Agosto, pleno verano, gente, automóviles, perros de todas clases y tamaños. El cocker de casa enloquece con la turbamulta de olores que ha de comprobar durante cada salida. Hasta se le olvida ponerles encima su sello y tiene que volver, moviendo dubitativo el rabo, sobre sus pasos ya cansinos de perro viejo, para el que dice el aforismo que no hay tus, tus, sea eso lo que fuere.
En el patio, por fin, ha prendido apenas, tímida, una buganvilla y como para festejarlo, cuando se ha hecho viejo el nido artificial que ya hace lo menos tres o cuatro años que puse, se ha poblado de crías que pipían excitadas y mueven las cabecitas a la puerta.

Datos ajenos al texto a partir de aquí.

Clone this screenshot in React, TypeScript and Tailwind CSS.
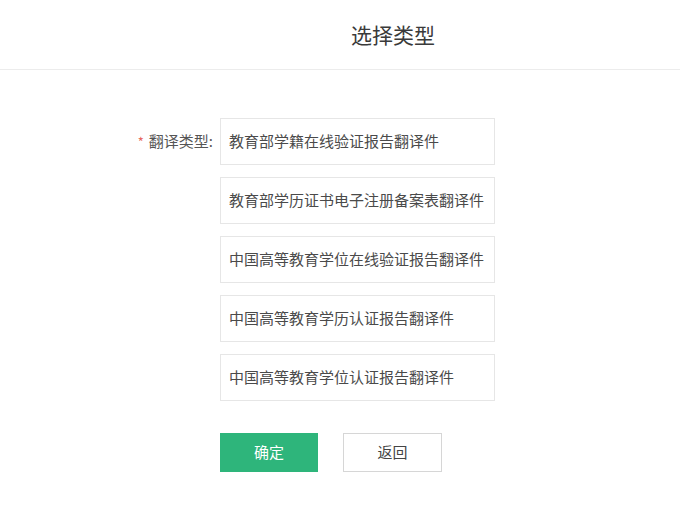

Verano y hora del Angelus. Está la niebla al alcance de la mano casi y se frotan las manos los hosteleros de los chiringuitos para quienes al niebla y mejor aún las lluvias de agosto les permiten hacer realmente el suyo, con los fracasados de la inhóspita playa, donde sólo quedan los jugadores de pelota. Da igual fútbol, tenis, lo que sea.
Este año, al parecer, hay menos turistas en todas partes. Los turistas tienen miedo a los precios y a las bombas. En una remota provincia china, dice para colmo hoy el periódico que está en cuarentena una ciudad de diez mil habitantes, por un brote de peste neumónica. Nos parecía estar casi en le siglo XXI con ambos pies y nos redescubrimos con uno por lo menos en pleno medievo, asustados por los alienígenas del mundo invisible, el aterrador mundo de los microorganismos que desde su invisibilidad pueden caer sobre nosotros de súbito, penetrarnos, mezclarse con nuestra intimidad más profunda y matarnos sin dar importancia a su proeza: David y Goliat. El mundo invisible, como el de las hadas, está en éste, pero nuestra torpeza lo ignora hasta que es tarde para tratar de entenderlo y de dialogar con sus mandamases a ver si es posible una convivencia pacífica. Ahora que o piendo, sin embargo, ¿cómo dialogar con un microbio?